Oman is a traditional mediator and has led discreet attempts to push for resolutions to regional conflicts
Saudi Foreign Minister Adel al-Jubeir has held talks in Oman, a traditional mediator in the region, on the conflicts in Syria and Yemen where Riyadh has taken sides.
Jubeir and his Omani counterpart Yussef bin Alawi reviewed "the situation in Syria and Yemen and means of strengthening cooperation" among the six Arab states in the Gulf, the Saudi foreign minister said late on Thursday after their meeting in Muscat.
He told Oman's ONA news agency that "the view is one" between Saudi Arabia and Oman on "all the matters discussed today".
Unlike its Gulf neighbours, Oman maintains good ties with Iran - a key backer of Syrian President Bashar al-Assad.
It is also the region's only Arab monarchy not to have cut ties with Damascus.
Saudi Arabia has taken an active role, supplying arms to anti-Assad rebel groups and leading an Arab coalition battling rebels in Yemen.
Alawi, for his part, said the sultanate was "exerting diplomatic efforts to find a peaceful solution in Syria and Yemen".

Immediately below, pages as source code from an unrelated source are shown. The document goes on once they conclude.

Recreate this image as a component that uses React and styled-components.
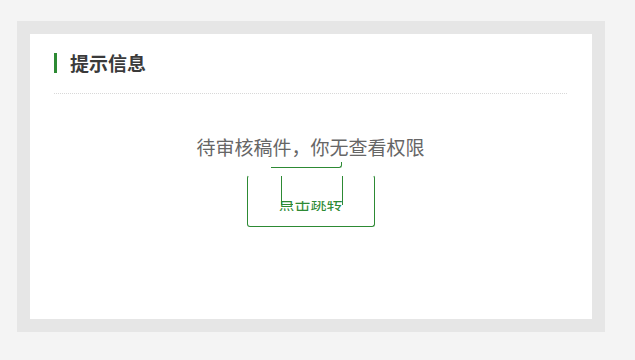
import React from "react";
import styled, { createGlobalStyle } from "styled-components";

const Global = createGlobalStyle`
  html, body { margin: 0; padding: 0; background: #f4f4f4; }
  body { font-family: "Noto Sans CJK SC", "Noto Sans", sans-serif; }
`;

const GREEN = "#2d8a34";

const Frame = styled.div`
  margin: 21px 0 0 17px;
  width: 588px;
  height: 311px;
  box-sizing: border-box;
  padding: 13px;
  background: #e6e6e6;
`;

const Panel = styled.div`
  background: #fff;
  height: 100%;
  box-sizing: border-box;
  padding: 0 25px 0 24px;
`;

const Header = styled.div`
  display: flex;
  align-items: center;
  gap: 13px;
  padding: 19px 0 20px;
  border-bottom: 1px dotted #d8d8d8;
`;

const Bar = styled.span`
  width: 3px;
  height: 20px;
  background: ${GREEN};
`;

const Title = styled.h2`
  margin: 0;
  font-size: 19px;
  line-height: 20px;
  font-weight: 700;
  color: #3a3a3a;
`;

const Body = styled.div`
  display: flex;
  flex-direction: column;
  align-items: center;
  padding-top: 40px;
`;

const Message = styled.p`
  margin: 0;
  font-size: 19px;
  line-height: 26px;
  color: #666;
`;

const Button = styled.a`
  position: relative;
  margin-top: 15px;
  width: 128px;
  height: 52px;
  box-sizing: border-box;
  border: 1px solid ${GREEN};
  border-top-color: transparent;
  border-radius: 3px;
  display: flex;
  align-items: center;
  justify-content: center;
  padding-top: 4px;
  color: ${GREEN};
  font-size: 16px;
  text-decoration: none;
  cursor: pointer;
`;

const Label = styled.span`
  line-height: 16px;
  clip-path: inset(6px 0 0 0);
`;

const GlitchTop = styled.span`
  position: absolute;
  left: 23px;
  top: -14px;
  width: 70px;
  height: 5px;
  border-bottom: 1px solid ${GREEN};
  border-right: 1px solid ${GREEN};
  border-bottom-right-radius: 3px;
`;

const GlitchInner = styled.span`
  position: absolute;
  left: 33px;
  top: 0;
  width: 60px;
  height: 29px;
  border-left: 1px solid ${GREEN};
  border-right: 1px solid ${GREEN};
  &::after {
    content: "";
    position: absolute;
    left: 0;
    bottom: 0;
    width: 11px;
    height: 1px;
    background: ${GREEN};
  }
`;

export default function App() {
  return (
    <>
      <Global />
      <Frame>
        <Panel>
          <Header>
            <Bar />
            <Title>提示信息</Title>
          </Header>
          <Body>
            <Message>待审核稿件，你无查看权限</Message>
            <Button>
              <GlitchTop />
              <GlitchInner />
              <Label>点击跳转</Label>
            </Button>
          </Body>
        </Panel>
      </Frame>
    </>
  );
}
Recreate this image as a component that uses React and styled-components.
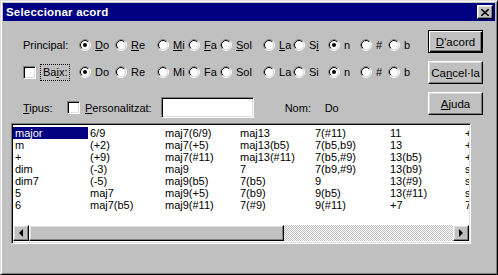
import React from "react";
import styled, { createGlobalStyle } from "styled-components";

const FACE = "#c0c0c0";
const SHADOW = "#808080";
const LIGHT = "#dfdfdf";
const NAVY = "#000080";

const GlobalStyle = createGlobalStyle`
  html, body { margin: 0; padding: 0; background: ${FACE}; }
  body {
    font-family: "Liberation Sans", Arial, sans-serif;
    font-size: 11px;
    color: #000;
    -webkit-font-smoothing: none;
  }
  * { box-sizing: border-box; }
`;

const Window = styled.div`
  width: 498px;
  height: 275px;
  background: ${FACE};
  border: 1px solid;
  border-color: ${LIGHT} #000 #000 ${LIGHT};
  box-shadow: inset 1px 1px #fff, inset -1px -1px ${SHADOW};
  padding: 2px;
  display: flex;
  flex-direction: column;
`;

const TitleBar = styled.div`
  height: 18px;
  background: ${NAVY};
  color: #fff;
  display: flex;
  align-items: center;
  justify-content: space-between;
  padding: 0 2px 0 3px;
`;

const TitleText = styled.span`
  font-weight: bold;
  font-size: 11.5px;
  letter-spacing: 0.2px;
`;

const Raised = styled.div`
  background: ${FACE};
  border: 1px solid;
  border-color: #fff #000 #000 #fff;
  box-shadow: inset -1px -1px ${SHADOW}, inset 1px 1px ${LIGHT};
`;

const CloseBtn = styled(Raised)`
  width: 16px;
  height: 14px;
  display: grid;
  place-items: center;
`;

const Client = styled.div`
  flex: 1;
  display: flex;
  flex-direction: column;
`;

const Top = styled.div`
  display: flex;
  padding-right: 12px;
`;

const Left = styled.div`
  flex: 1;
  display: flex;
  flex-direction: column;
  padding-left: 20px;
  padding-top: 16px;
`;

const Row = styled.div`
  display: flex;
  align-items: center;
  height: ${p => p.$h || 16}px;
  margin-top: ${p => p.$mt || 0}px;
`;

const LabelCell = styled.div`
  width: 56px;
  display: flex;
  align-items: center;
  gap: 5px;
`;

const Focus = styled.span`
  outline: 1px dotted #000;
  padding: 1px 2px;
  line-height: 13px;
`;

const U = styled.span`
  text-decoration: underline;
  text-underline-offset: 1px;
`;

const RadioItem = styled.label`
  width: ${p => p.$w}px;
  display: flex;
  align-items: center;
  gap: 4px;
  flex: none;
`;

const CheckBox = styled.span`
  width: 13px;
  height: 13px;
  background: #fff;
  border: 1px solid;
  border-color: ${SHADOW} #fff #fff ${SHADOW};
  box-shadow: inset 1px 1px #000, inset -1px -1px ${LIGHT};
  flex: none;
`;

const Sunken = styled.div`
  background: #fff;
  border: 1px solid;
  border-color: ${SHADOW} #fff #fff ${SHADOW};
  box-shadow: inset 1px 1px #000, inset -1px -1px ${LIGHT};
`;

const TextBox = styled(Sunken)`
  width: 93px;
  height: 21px;
  margin-left: 9px;
`;

const TipusLabel = styled.span`
  width: 44px;
`;

const PersLabel = styled.span`
  margin-left: 5px;
`;

const NomLabel = styled.span`
  margin-left: 31px;
  width: 40px;
`;

const Buttons = styled.div`
  display: flex;
  flex-direction: column;
  gap: 8px;
  padding-top: 9px;
`;

const Button = styled.div`
  width: 55px;
  height: 23px;
  display: grid;
  place-items: center;
  background: ${FACE};
  border: 1px solid;
  border-color: ${p => (p.$default ? "#000" : "#fff #000 #000 #fff")};
  box-shadow: ${p =>
    p.$default
      ? `inset 1px 1px #fff, inset -1px -1px #000, inset -2px -2px ${SHADOW}`
      : `inset -1px -1px ${SHADOW}, inset 1px 1px ${LIGHT}`};
  font-size: 11.5px;
`;

const ListBox = styled(Sunken)`
  margin: 5px 0 0 8px;
  width: 460px;
  height: 121px;
  padding: 1px;
  display: flex;
  flex-direction: column;
`;

const Items = styled.div`
  flex: 1;
  overflow: hidden;
  display: grid;
  grid-template-rows: repeat(7, 12px);
  grid-auto-flow: column;
  grid-auto-columns: 75px;
  padding-top: 2px;
  align-content: start;
`;

const Item = styled.div`
  padding-left: 2px;
  line-height: 12px;
  white-space: nowrap;
  overflow: hidden;
  background: ${p => (p.$sel ? NAVY : "transparent")};
  color: ${p => (p.$sel ? "#fff" : "#000")};
`;

const ScrollBar = styled.div`
  height: 16px;
  display: flex;
  margin-bottom: 1px;
`;

const ArrowBtn = styled(Raised)`
  width: 16px;
  height: 16px;
  display: grid;
  place-items: center;
  flex: none;
`;

const Thumb = styled(Raised)`
  width: 255px;
  height: 16px;
  flex: none;
`;

const Track = styled.div`
  flex: 1;
  background: repeating-conic-gradient(${FACE} 0% 25%, #fff 0% 50%) 0 0 / 2px 2px;
`;

function Radio({ checked }) {
  return (
    <svg width="12" height="12" viewBox="0 0 12 12" style={{ flex: "none" }}>
      <circle cx="6" cy="6" r="5.5" fill="none" stroke="#fff" />
      <path d="M2.1 9.9 A5.5 5.5 0 0 1 9.9 2.1" fill="none" stroke={SHADOW} />
      <circle cx="6" cy="6" r="4.5" fill="#fff" stroke={LIGHT} />
      <path d="M2.8 9.2 A4.5 4.5 0 0 1 9.2 2.8" fill="none" stroke="#000" />
      {checked && <circle cx="6" cy="6" r="2" fill="#000" />}
    </svg>
  );
}

const NOTES = [
  { w: 36, a: "D", r: "o" },
  { w: 42, a: "R", r: "e" },
  { w: 31, a: "M", r: "i" },
  { w: 32, a: "F", r: "a" },
  { w: 43, a: "S", r: "ol" },
  { w: 30, a: "L", r: "a" },
  { w: 35, p: "S", a: "i", r: "" },
  { w: 32, r: "n", on: true },
  { w: 28, r: "#" },
  { w: 24, r: "b" },
];

function RadioRow({ accel }) {
  return NOTES.map((n, i) => (
    <RadioItem key={i} $w={n.w}>
      <Radio checked={i === 0 || n.on} />
      <span>
        {n.p}
        {n.a && (accel ? <U>{n.a}</U> : n.a)}
        {n.r}
      </span>
    </RadioItem>
  ));
}

const CHORDS = [
  "major", "m", "+", "dim", "dim7", "5", "6",
  "6/9", "(+2)", "(+9)", "(-3)", "(-5)", "maj7", "maj7(b5)",
  "maj7(6/9)", "maj7(+5)", "maj7(#11)", "maj9", "maj9(b5)", "maj9(+5)", "maj9(#11)",
  "maj13", "maj13(b5)", "maj13(#11)", "7", "7(b5)", "7(b9)", "7(#9)",
  "7(#11)", "7(b5,b9)", "7(b5,#9)", "7(b9,#9)", "9", "9(b5)", "9(#11)",
  "11", "13", "13(b5)", "13(b9)", "13(#9)", "13(#11)", "+7",
  "+7(b9)", "+7(#9)", "+9", "sus4", "sus2", "sus9", "7sus4",
];

function Arrow({ dir }) {
  const pts = dir === "left" ? "5,0 5,8 1,4" : "1,0 1,8 5,4";
  return (
    <svg width="6" height="8" viewBox="0 0 6 8">
      <polygon points={pts} fill="#000" />
    </svg>
  );
}

export default function App() {
  return (
    <>
      <GlobalStyle />
      <Window>
        <TitleBar>
          <TitleText>Seleccionar acord</TitleText>
          <CloseBtn>
            <svg width="8" height="7" viewBox="0 0 8 7">
              <path d="M0 0 L8 7 M8 0 L0 7" stroke="#000" strokeWidth="1.6" />
            </svg>
          </CloseBtn>
        </TitleBar>
        <Client>
          <Top>
            <Left>
              <Row>
                <LabelCell>Principal:</LabelCell>
                <RadioRow accel />
              </Row>
              <Row $mt={11}>
                <LabelCell>
                  <CheckBox />
                  <Focus>
                    Ba<U>i</U>x:
                  </Focus>
                </LabelCell>
                <RadioRow />
              </Row>
              <Row $h={21} $mt={17}>
                <TipusLabel>
                  <U>T</U>ipus:
                </TipusLabel>
                <CheckBox />
                <PersLabel>
                  <U>P</U>ersonalitzat:
                </PersLabel>
                <TextBox />
                <NomLabel>Nom:</NomLabel>
                <span>Do</span>
              </Row>
            </Left>
            <Buttons>
              <Button $default>
                <span>
                  <U>D</U>'acord
                </span>
              </Button>
              <Button>
                <span>
                  Ca<U>n</U>cel·la
                </span>
              </Button>
              <Button>
                <span>
                  <U>A</U>juda
                </span>
              </Button>
            </Buttons>
          </Top>
          <ListBox>
            <Items>
              {CHORDS.map((c, i) => (
                <Item key={i} $sel={i === 0}>
                  {c}
                </Item>
              ))}
            </Items>
            <ScrollBar>
              <ArrowBtn>
                <Arrow dir="left" />
              </ArrowBtn>
              <Thumb />
              <Track />
              <ArrowBtn>
                <Arrow dir="right" />
              </ArrowBtn>
            </ScrollBar>
          </ListBox>
        </Client>
      </Window>
    </>
  );
}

Oman is seeking through "calm diplomacy... rapprochement among all parties to achieve long-lasting political solutions," Alawi, who met Assad in Damascus last month, told ONA.
He said Riyadh and Muscat had "shared goals" on regional conflicts and "agreed to look forward and break from the past concerning regional issues".
His visit to Damascus had been "necessary," Alawi said, adding that the meeting with Jubeir had been scheduled before his talks with Assad.
Historically, Oman and Saudi Arabia have not always seen eye to eye on regional issues, with Oman resisting moves to cede powers to the Saudi-dominated Gulf Cooperation Council.
Oman's discreet diplomacy has contributed to several breakthroughs this year, including the release in August of a French hostage held in Yemen and Iran's nuclear deal with world powers in July.
The sultanate has also hosted closed-door meetings between Yemeni rebel leaders and US officials.